Right now, local authorities are focusing on building a large quantity of housing as quickly as possible. They are not seriously considering small-scale participatory projects as a viable option. The big danger is that the city repeats the same mistake we made 40 years ago, when a lot of big public housing projects were built in the edges of the city. This type of development often turned into ghettos or slums, dangerous areas.”
What do you do to influence policy makers, promote alternative housing solution ?
Our point is : even if we have to build housing quickly, we cannot forget about the quality of the housing, we cannot forget about the people, we cannot forget about integration, inclusion and so on.
“We are talking about this on a regular basis, and do everything we can to change the government’s strategy. The theme of the upcoming Experiment Days (that will take place from 26th of May to 3d of June) is ‘Integrated housing projects for everybody’. We are trying to make the point, through conversations with local government, that we need affordable, integrated housing for everyone, locals and newcomers including refugees.
We still see a lot of possibilities if we can improve the cooperation with the local government so we could help the next generation of co-housing projects to start up.

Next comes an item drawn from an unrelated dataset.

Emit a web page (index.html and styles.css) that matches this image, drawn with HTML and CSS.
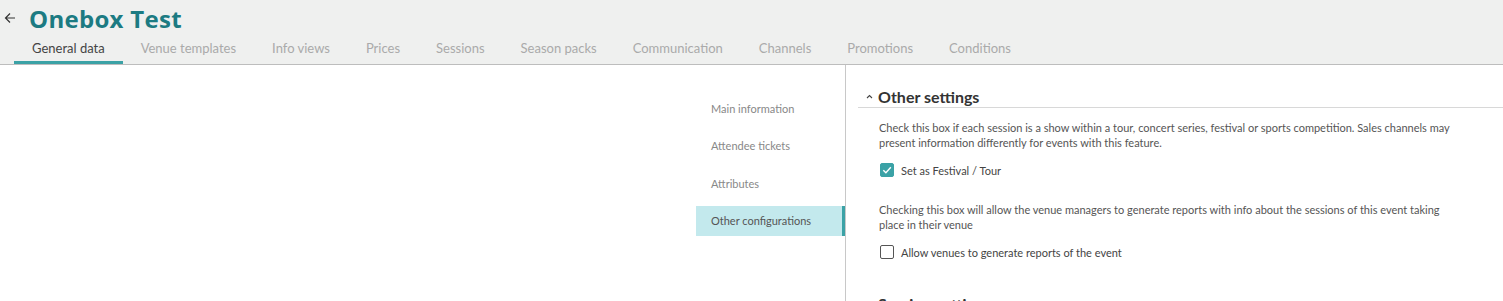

The city, public companies and the federal government own a lot of land in Berlin. There are some signs of hope but we’re coming out of several years when public authorities were privatizing and selling off a lot of their properties to the highest bidder and it was impossible for affordable housing projects to compete.
So we think that the city and local government shouldn’t sell their properties. They should follow the example of Amsterdam that instead gives long term lease for this type of alternative projects. They could also give or sell the land to some kind of non-profit foundation that could manage the land on a long term and support project.
There are alternatives, it is not like we don’t know what to do but it is a political question.”